The popularity of online shopping continues to erode sales of conventional retailers. For example, Best Buy, the largest retailer of electronics in the U.S. in August 2014 reported its tenth consecutive quarterly dip in sales, citing an increasing shift by consumers to online shopping.[50] Amazon.com has the largest market share in the United States. As of May 2018, a survey found two-thirds of Americans had bought something from Amazon (92% of those who had bought anything online), with 40% of online shoppers buying something from Amazon at least once a month. The survey found shopping began at amazon.com 44% of the time, compared to a general search engine at 33%. It estimated 75 million Americans subscribe to Amazon Prime and 35 million more use someone else's account.[51]
There were 242 million people shopping online in China in 2012.[52] For developing countries and low-income households in developed countries, adoption of e-commerce in place of or in addition to conventional methods is limited by a lack of affordable Internet access.

Advantages

Convenience


Online stores are usually available 24 hours a day, and many consumers in Western countries have Internet access both at work and at home. Other establishments such as Internet cafes, community centers and schools provide internet access as well. In contrast, visiting a conventional retail store requires travel or commuting and costs such as gas, parking, or bus tickets, and must usually take place during business hours. Delivery was always a problem which affected the convenience of online shopping.
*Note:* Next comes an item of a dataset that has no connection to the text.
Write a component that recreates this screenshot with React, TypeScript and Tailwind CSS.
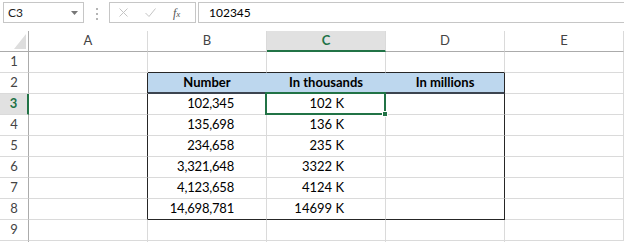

Additionally, the online shopping industry has not only involved the concept of providing convenience for customers but also improved perceptions of social inclusion.[53] However to overcome this many retailers including online retailers in Taiwan brought in a store pick up service. This now meant that customers could purchase goods online and pick them up at a nearby convenience store, making online shopping more advantageous to customers.[54] In the event of a problem with the item (e.g., the product was not what the consumer ordered or the product was not satisfactory), consumers are concerned with the ease of returning an item in exchange for the correct product or a refund. Consumers may need to contact the retailer, visit the post office and pay return shipping, and then wait for a replacement or refund. Some online companies have more generous return policies to compensate for the traditional advantage of physical stores. For example, the online shoe retailer Zappos.com includes labels for free return shipping, and does not charge a restocking fee, even for returns which are not the result of merchant error. (Note: In the United Kingdom, online shops are prohibited from charging a restocking fee if the consumer cancels their order in accordance with the Consumer Protection (Distance Selling) Act 2000).[55] A 2018 survey in the United States found 26% of online shoppers said they never return items, and another 65% said they rarely do so.[56] Merchants may benefit from online shopping due to low sales inventory pressure, low operating costs, and the scale of operation is not limited by the site.